--- Material ---
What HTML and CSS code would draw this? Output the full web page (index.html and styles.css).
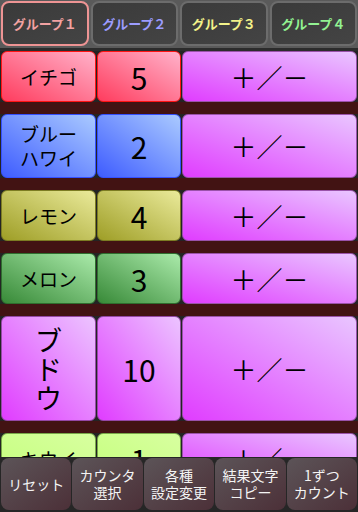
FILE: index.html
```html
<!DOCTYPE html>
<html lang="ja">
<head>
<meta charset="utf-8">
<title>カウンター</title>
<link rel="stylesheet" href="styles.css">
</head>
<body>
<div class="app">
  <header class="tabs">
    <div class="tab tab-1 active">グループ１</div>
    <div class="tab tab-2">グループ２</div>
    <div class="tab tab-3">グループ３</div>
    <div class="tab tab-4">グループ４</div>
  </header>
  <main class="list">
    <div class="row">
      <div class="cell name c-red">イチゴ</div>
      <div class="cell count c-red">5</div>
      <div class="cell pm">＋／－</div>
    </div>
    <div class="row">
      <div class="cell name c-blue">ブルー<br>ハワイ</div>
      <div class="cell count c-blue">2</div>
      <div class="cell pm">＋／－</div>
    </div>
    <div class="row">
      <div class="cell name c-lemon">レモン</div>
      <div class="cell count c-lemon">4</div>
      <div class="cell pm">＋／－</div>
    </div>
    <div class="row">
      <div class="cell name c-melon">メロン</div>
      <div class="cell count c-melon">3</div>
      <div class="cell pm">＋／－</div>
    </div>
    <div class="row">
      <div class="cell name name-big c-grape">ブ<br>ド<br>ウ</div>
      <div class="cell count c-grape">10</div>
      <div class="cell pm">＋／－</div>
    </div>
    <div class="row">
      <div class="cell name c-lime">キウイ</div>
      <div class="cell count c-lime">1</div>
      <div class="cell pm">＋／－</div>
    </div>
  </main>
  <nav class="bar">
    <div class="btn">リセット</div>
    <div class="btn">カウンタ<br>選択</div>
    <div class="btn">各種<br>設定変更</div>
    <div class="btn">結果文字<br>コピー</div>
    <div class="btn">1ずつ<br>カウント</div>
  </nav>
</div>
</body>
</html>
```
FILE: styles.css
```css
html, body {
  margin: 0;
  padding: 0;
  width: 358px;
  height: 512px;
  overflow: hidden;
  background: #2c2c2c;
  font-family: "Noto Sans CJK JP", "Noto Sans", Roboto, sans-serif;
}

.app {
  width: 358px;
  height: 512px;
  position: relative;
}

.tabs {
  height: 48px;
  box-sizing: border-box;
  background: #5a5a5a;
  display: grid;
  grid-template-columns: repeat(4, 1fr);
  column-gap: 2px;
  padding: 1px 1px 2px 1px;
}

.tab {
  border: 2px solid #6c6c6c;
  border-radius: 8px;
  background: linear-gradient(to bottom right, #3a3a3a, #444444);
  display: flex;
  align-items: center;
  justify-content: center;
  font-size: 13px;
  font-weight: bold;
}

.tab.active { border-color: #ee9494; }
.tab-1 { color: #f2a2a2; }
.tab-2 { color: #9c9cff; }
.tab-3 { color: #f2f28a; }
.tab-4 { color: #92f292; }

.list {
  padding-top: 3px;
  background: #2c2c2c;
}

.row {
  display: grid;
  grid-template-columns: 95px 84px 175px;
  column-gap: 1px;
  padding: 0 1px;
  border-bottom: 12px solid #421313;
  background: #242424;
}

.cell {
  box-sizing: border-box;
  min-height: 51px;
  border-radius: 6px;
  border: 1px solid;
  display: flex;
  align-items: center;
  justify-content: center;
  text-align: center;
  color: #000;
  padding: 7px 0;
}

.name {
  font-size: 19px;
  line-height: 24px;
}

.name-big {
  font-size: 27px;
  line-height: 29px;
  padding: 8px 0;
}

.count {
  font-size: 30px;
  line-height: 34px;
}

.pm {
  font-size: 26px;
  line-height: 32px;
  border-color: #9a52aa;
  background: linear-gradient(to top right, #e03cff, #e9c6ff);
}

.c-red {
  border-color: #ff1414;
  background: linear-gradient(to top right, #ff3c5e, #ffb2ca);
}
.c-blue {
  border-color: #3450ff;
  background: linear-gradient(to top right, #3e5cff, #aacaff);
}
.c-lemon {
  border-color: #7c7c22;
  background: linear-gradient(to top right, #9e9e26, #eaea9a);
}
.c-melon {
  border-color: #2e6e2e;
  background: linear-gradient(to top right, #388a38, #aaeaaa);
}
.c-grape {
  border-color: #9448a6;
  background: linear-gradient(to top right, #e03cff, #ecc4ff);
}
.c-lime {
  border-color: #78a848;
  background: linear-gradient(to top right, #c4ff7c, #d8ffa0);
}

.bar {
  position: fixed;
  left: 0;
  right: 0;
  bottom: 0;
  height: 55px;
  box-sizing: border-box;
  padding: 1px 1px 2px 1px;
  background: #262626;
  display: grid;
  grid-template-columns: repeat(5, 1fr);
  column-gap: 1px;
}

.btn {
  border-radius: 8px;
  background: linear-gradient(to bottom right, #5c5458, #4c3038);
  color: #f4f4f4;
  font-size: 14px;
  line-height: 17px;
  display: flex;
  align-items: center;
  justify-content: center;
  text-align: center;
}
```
---
Exercise directions >> Set down the material exactly, every line of it, except for the pictures.

Solution for this task >>
What HTML and CSS code would draw this? Output the full web page (index.html and styles.css).
FILE: index.html
```html
<!DOCTYPE html>
<html lang="ja">
<head>
<meta charset="utf-8">
<title>カウンター</title>
<link rel="stylesheet" href="styles.css">
</head>
<body>
<div class="app">
  <header class="tabs">
    <div class="tab tab-1 active">グループ１</div>
    <div class="tab tab-2">グループ２</div>
    <div class="tab tab-3">グループ３</div>
    <div class="tab tab-4">グループ４</div>
  </header>
  <main class="list">
    <div class="row">
      <div class="cell name c-red">イチゴ</div>
      <div class="cell count c-red">5</div>
      <div class="cell pm">＋／－</div>
    </div>
    <div class="row">
      <div class="cell name c-blue">ブルー<br>ハワイ</div>
      <div class="cell count c-blue">2</div>
      <div class="cell pm">＋／－</div>
    </div>
    <div class="row">
      <div class="cell name c-lemon">レモン</div>
      <div class="cell count c-lemon">4</div>
      <div class="cell pm">＋／－</div>
    </div>
    <div class="row">
      <div class="cell name c-melon">メロン</div>
      <div class="cell count c-melon">3</div>
      <div class="cell pm">＋／－</div>
    </div>
    <div class="row">
      <div class="cell name name-big c-grape">ブ<br>ド<br>ウ</div>
      <div class="cell count c-grape">10</div>
      <div class="cell pm">＋／－</div>
    </div>
    <div class="row">
      <div class="cell name c-lime">キウイ</div>
      <div class="cell count c-lime">1</div>
      <div class="cell pm">＋／－</div>
    </div>
  </main>
  <nav class="bar">
    <div class="btn">リセット</div>
    <div class="btn">カウンタ<br>選択</div>
    <div class="btn">各種<br>設定変更</div>
    <div class="btn">結果文字<br>コピー</div>
    <div class="btn">1ずつ<br>カウント</div>
  </nav>
</div>
</body>
</html>
```
FILE: styles.css
```css
html, body {
  margin: 0;
  padding: 0;
  width: 358px;
  height: 512px;
  overflow: hidden;
  background: #2c2c2c;
  font-family: "Noto Sans CJK JP", "Noto Sans", Roboto, sans-serif;
}

.app {
  width: 358px;
  height: 512px;
  position: relative;
}

.tabs {
  height: 48px;
  box-sizing: border-box;
  background: #5a5a5a;
  display: grid;
  grid-template-columns: repeat(4, 1fr);
  column-gap: 2px;
  padding: 1px 1px 2px 1px;
}

.tab {
  border: 2px solid #6c6c6c;
  border-radius: 8px;
  background: linear-gradient(to bottom right, #3a3a3a, #444444);
  display: flex;
  align-items: center;
  justify-content: center;
  font-size: 13px;
  font-weight: bold;
}

.tab.active { border-color: #ee9494; }
.tab-1 { color: #f2a2a2; }
.tab-2 { color: #9c9cff; }
.tab-3 { color: #f2f28a; }
.tab-4 { color: #92f292; }

.list {
  padding-top: 3px;
  background: #2c2c2c;
}

.row {
  display: grid;
  grid-template-columns: 95px 84px 175px;
  column-gap: 1px;
  padding: 0 1px;
  border-bottom: 12px solid #421313;
  background: #242424;
}

.cell {
  box-sizing: border-box;
  min-height: 51px;
  border-radius: 6px;
  border: 1px solid;
  display: flex;
  align-items: center;
  justify-content: center;
  text-align: center;
  color: #000;
  padding: 7px 0;
}

.name {
  font-size: 19px;
  line-height: 24px;
}

.name-big {
  font-size: 27px;
  line-height: 29px;
  padding: 8px 0;
}

.count {
  font-size: 30px;
  line-height: 34px;
}

.pm {
  font-size: 26px;
  line-height: 32px;
  border-color: #9a52aa;
  background: linear-gradient(to top right, #e03cff, #e9c6ff);
}

.c-red {
  border-color: #ff1414;
  background: linear-gradient(to top right, #ff3c5e, #ffb2ca);
}
.c-blue {
  border-color: #3450ff;
  background: linear-gradient(to top right, #3e5cff, #aacaff);
}
.c-lemon {
  border-color: #7c7c22;
  background: linear-gradient(to top right, #9e9e26, #eaea9a);
}
.c-melon {
  border-color: #2e6e2e;
  background: linear-gradient(to top right, #388a38, #aaeaaa);
}
.c-grape {
  border-color: #9448a6;
  background: linear-gradient(to top right, #e03cff, #ecc4ff);
}
.c-lime {
  border-color: #78a848;
  background: linear-gradient(to top right, #c4ff7c, #d8ffa0);
}

.bar {
  position: fixed;
  left: 0;
  right: 0;
  bottom: 0;
  height: 55px;
  box-sizing: border-box;
  padding: 1px 1px 2px 1px;
  background: #262626;
  display: grid;
  grid-template-columns: repeat(5, 1fr);
  column-gap: 1px;
}

.btn {
  border-radius: 8px;
  background: linear-gradient(to bottom right, #5c5458, #4c3038);
  color: #f4f4f4;
  font-size: 14px;
  line-height: 17px;
  display: flex;
  align-items: center;
  justify-content: center;
  text-align: center;
}
```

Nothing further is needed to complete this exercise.